The question is whether the industry moves fast enough to keep up.
We'd say it's worth not waiting to find out.
George Harper is co-founder of Hebe, a natural endurance nutrition brand based in Dorset. Hebe makes a four-ingredient, natural carb-electrolyte blend in a reusable system designed for runners, cyclists, and triathletes who want to eliminate single-use gel wrappers without sacrificing performance.
Frequently Asked Questions
How much plastic waste does a marathon create? A major city marathon can generate up to 900,000 units of plastic waste from energy gels and sachets alone, when you account for all participants across the full event.
Are energy gel wrappers recyclable? Most are not. Standard energy gel wrappers are made from multi-layer laminated plastic and foil, which can't be separated for recycling in standard kerbside or in-store soft plastic schemes.
How long does an energy gel wrapper take to decompose? Estimates vary, but most multi-layer plastic wrappers take between 80 and 450 years to fully decompose in a natural environment.
What is a refillable gel system? A refillable carb-electrolyte esystem replaces single-serve sachets with a reusable soft flask that you fill from a bulk powder pouch before each run. It eliminates single-use plastic waste while delivering the same carbohydrate and electrolyte content.

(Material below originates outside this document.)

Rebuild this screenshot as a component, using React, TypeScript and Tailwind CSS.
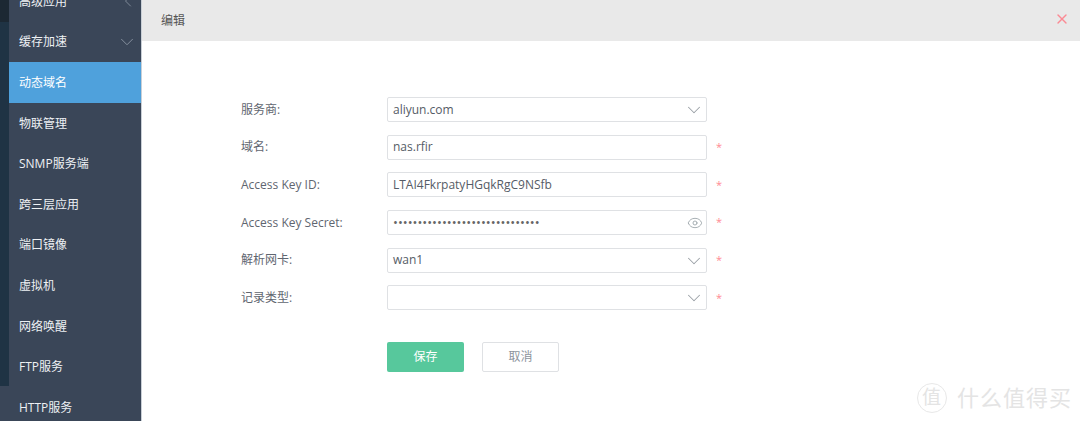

What carbohydrate ratio is best for endurance running? Research consistently supports a 2:1 glucose-to-fructose ratio for endurance performance. This dual-carbohydrate approach allows the body to absorb up to 90g of carbohydrate per hour rather than the ~60g ceiling of single-carb sources.
Can you use a soft flask in a road marathon? Yes. Soft flasks work in running vests and waist belts and are entirely practical for road marathons. They're already standard in trail and ultra running.